Why Influence Is Important & How It Can HelpJun 17, 2021
“Leadership is influence – nothing more, nothing less” ― John C. Maxwell
This is one of my favorite quotes from John Maxwell. Everything we’re trying to accomplish in our businesses relates to Influence. You might want to influence a Team Member to excel in a certain area, you might want to influence a key Prospect to do business with you, or you may want to influence your team as a whole to buy into your vision of the future of your business. You can increase your chances of success in any of these situations by following a simple process of preparing for the conversation. With a small amount of preparation, you’ll be much more likely to get the outcome you desire. For example, just taking the time to get crystal clear on your desired outcome for the conversation is a great first step. Keep reading to learn more about how you can prepare for a powerful 1on1 influence conversation following this simple 6 step process.

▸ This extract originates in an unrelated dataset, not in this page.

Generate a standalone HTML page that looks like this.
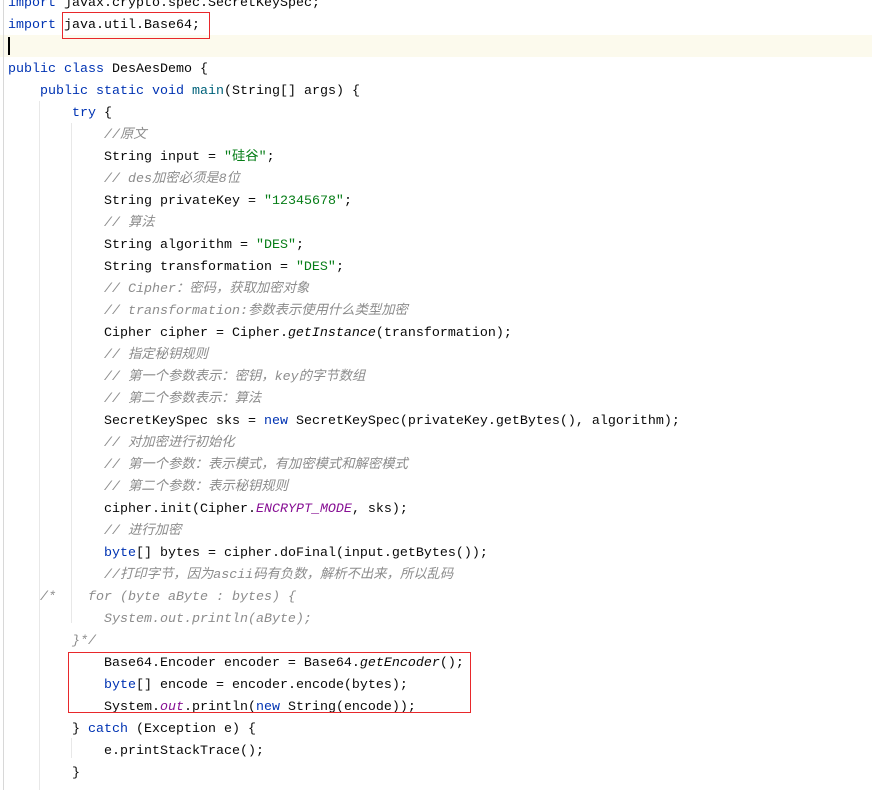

Why Influence Is Important & How It Can Help
- You have a complaint about something or someone and they aren’t doing anything about it.
- You feel you have the opportunity to have more impact in your company.
- You have received feedback that you have an opportunity or responsibility to be more assertive and influential.
- You are frustrated because it is hard to get things done well – or done at all.
- You simply want to learn to be more influential.
- Influence isn’t limited to your workplace. It’s important to your personal life as well.
Follow the Process – One-On-One Influence
1. SET A CLEAR GOAL
Specific, measurable, time-bound, and achievable in a single meeting
Fuzzy example: “I want you more engaged”
Specific: “Starting tomorrow, I want you to come on time, leave no earlier than 6 pm, and get me all of your assignments on time with no more errors in them.”
What do you want the person to do, say, think, or feel differently? Be sure that your goal is specific, measurable, and something that can be achieved in one meeting.
2. UNDERSTAND THE SITUATION AND THE OTHER PERSON
What is your ultimate high-level goal: intellectual agreement, compliance, commitment, or enthusiasm?
What are the reasons that will matter to them?
What is in your control that you can offer or take away (time, support, credit, money, access, training, mentoring, control, autonomy, advancement)?
What do you share in common?
What vision will get them excited?
3. CHOOSE AN APPROACH
Left brain to get intellectual understanding by using reasons that matter to them
Gut to get compliance by giving feedback and/or negotiating an agreement
Heart to get their commitment
Combination of right brain, spirit, and vision to get them inspired and enthused
4. GET SPECIFIC
What is your opening?
What objections will they raise?
How will you address their objections?
How do you know when you have achieved your goal?
Where and when do we have the meeting?
What might go wrong?
What will they say to you that could upset you? How will you be ready to react calmly?
What should you not say to them?
What is the strategy to excuse yourself and then reconvene if something goes wrong?
If it’s a stressful situation, vent for 2 minutes uncensored – get it out now and release the urge to do it in the meeting.
Spend time on a crisp opening in your own style – don’t think about how someone else would do it.
Pay attention to “rambling”. You lose impact if you are not focused and clear.
Switch approaches to play with it.
Record your practice and learn from what you heard.